Fivetran and Portable provide SaaS solutions for mainstream and long-tail data sources, respectively. Airbyte is open-source and I was surprised by how well-loved it is by data teams (I was at a dinner with some data leaders), for being open-source and free to use.
Orchestration
Dagster Cloud is much easier, more powerful and cheaper to use than a hosted version of Airflow. Hosting Airflow yourself is not free - it's "free like a puppy" (so not free). Dagster is also open-source. I’m not an investor, I’ve never worked there, I have no stake in it whatsoever, but every time I talk to people about orchestration, I say use Dagster - I’ve been doing Pedram’s new job for free!
Dagster also makes using multiple dbt projects together pretty painless. Software Defined Assets enables the ability to refresh end target assets: from source connectors, through multiple dbt projects, running only required nodes, if and only if they aren’t fresh enough which are needed to update the target asset.
Kestra, Mage and Prefect also look interesting in different ways - but for MDS teams, Dagster is the one.
Compute Engine
DuckDB, and companies offering hosted versions of it, will provide a much cheaper alternative to BigQuery, Snowflake or Databricks. Platforms like MotherDuck offer a “Hybrid Execution”, where data can be cached locally for performance and cost savings. However, if you do need the power of the cloud, it's there for you to use.

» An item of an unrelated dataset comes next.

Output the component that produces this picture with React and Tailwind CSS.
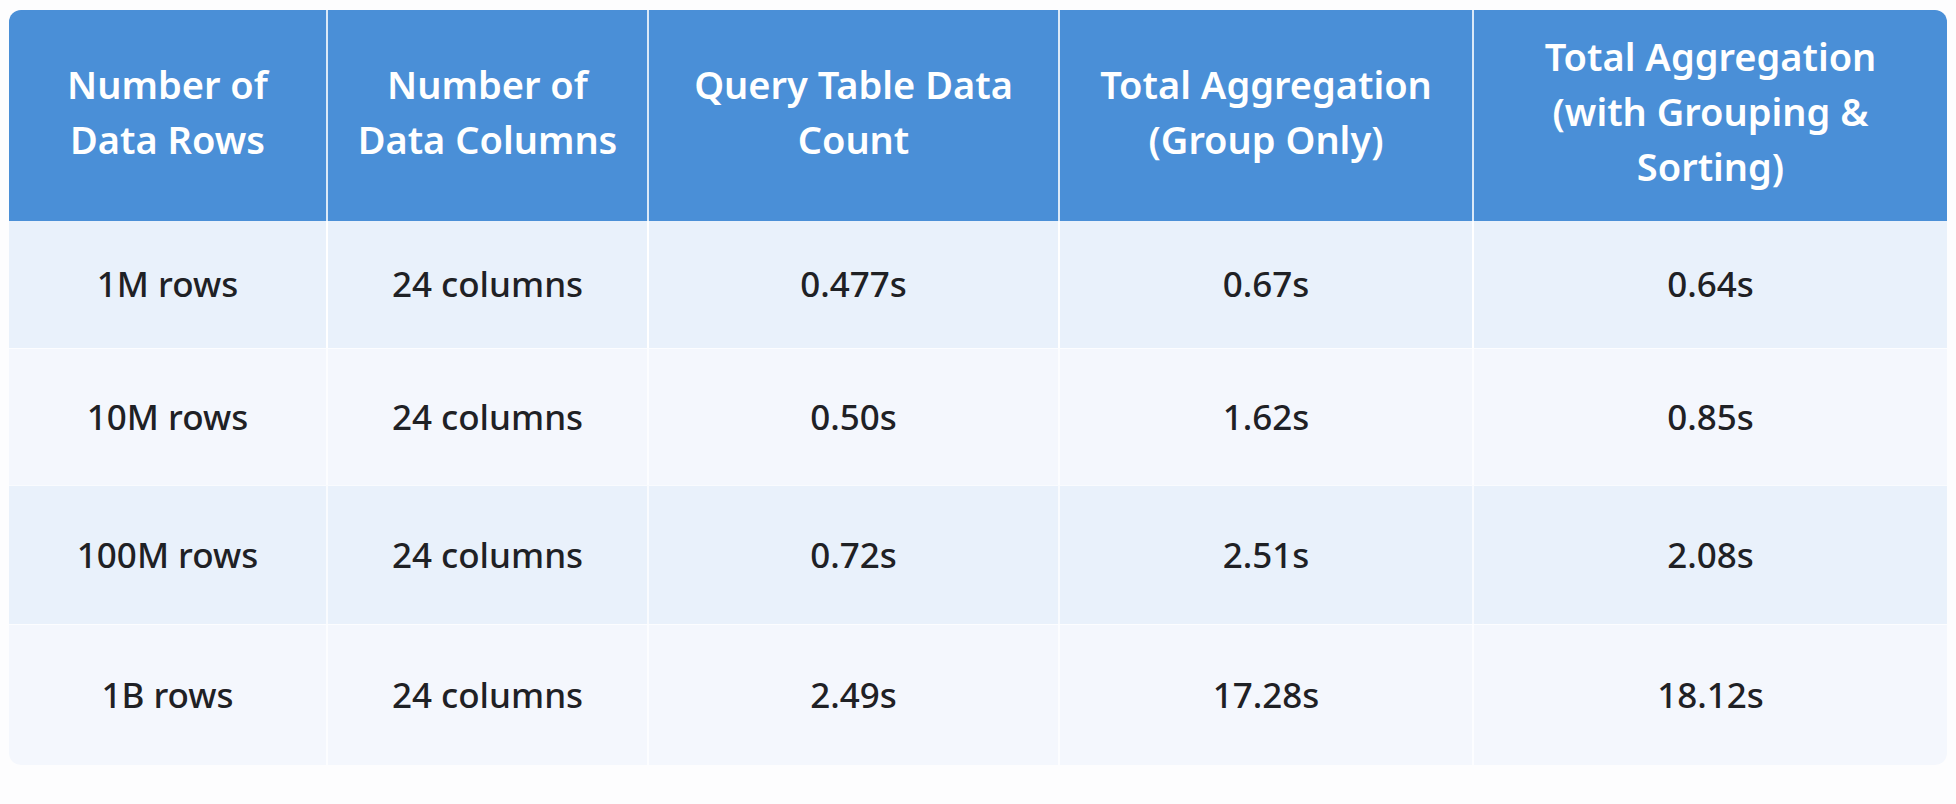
import React from 'react';

const headers = [
  ['Number of', 'Data Rows'],
  ['Number of', 'Data Columns'],
  ['Query Table Data', 'Count'],
  ['Total Aggregation', '(Group Only)'],
  ['Total Aggregation', '(with Grouping &', 'Sorting)'],
];

const rows = [
  ['1M rows', '24 columns', '0.477s', '0.67s', '0.64s'],
  ['10M rows', '24 columns', '0.50s', '1.62s', '0.85s'],
  ['100M rows', '24 columns', '0.72s', '2.51s', '2.08s'],
  ['1B rows', '24 columns', '2.49s', '17.28s', '18.12s'],
];

const App = () => {
  return (
    <div
      className="w-[1956px] h-[804px] bg-[#fdfdfe] pl-[9px] pt-[10px]"
      style={{ fontFamily: '"Noto Sans", "Open Sans", sans-serif' }}
    >
      <div className="w-[1938px] rounded-[12px] overflow-hidden grid grid-cols-[317px_321px_411px_414px_475px] grid-rows-[211px_127px_137px_139px_141px]">
        {/* Header */}
        {headers.map((lines, i) => (
          <div
            key={i}
            className={`bg-[#4a8fd7] flex flex-col items-center justify-center pb-[8px] text-white font-semibold text-[38px] leading-[55px] text-center ${
              i > 0 ? 'border-l-2 border-white/80' : ''
            }`}
          >
            {lines.map((l) => (
              <span key={l}>{l}</span>
            ))}
          </div>
        ))}

        {/* Body */}
        {rows.map((row, r) =>
          row.map((cell, c) => (
            <div
              key={`${r}-${c}`}
              className={`flex items-center justify-center text-[#1f2125] font-medium text-[35px] ${
                r % 2 === 0 ? 'bg-[#e9f1fb]' : 'bg-[#f4f7fd]'
              } ${c > 0 ? 'border-l-2 border-white' : ''} ${r > 0 ? 'border-t border-white/70' : ''}`}
            >
              {cell}
            </div>
          ))
        )}
      </div>
    </div>
  );
};

export default App;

Your local data can also be used in conjunction with remote data, to minimise remote data scanning.
The majority of companies in the world have data small enough to use locally with DuckDB. The vast majority of companies in the world have data small enough to use with MotherDuck. After all, many companies with small data simply use self-hosted Postgres or RDS Postgres as a data warehouse. DuckDB will massively outperform Postgres on the same resources for analytical workloads, and can horizontally scale with additional instances querying the same data, unlike with Postgres.
With Iceberg emerging as the standard of the data lake, it's also workable to use multiple query engines on the same data. Maybe MotherDuck would be sufficient for 99% of workloads and would enable snappy analytics performance with local caching, but you still want to use Snowflake for a workload that’s too big for the biggest EC2 instance.
E6data will provide a hugely faster and cheaper SaaS alternative to the big three, once it has the ability to cope with ELT workloads. Even so, as storage is shared between all compute, you can use something else to do ELT for now and enjoy the speed and high concurrency of E6 on huge query load - both vertical & horizontal.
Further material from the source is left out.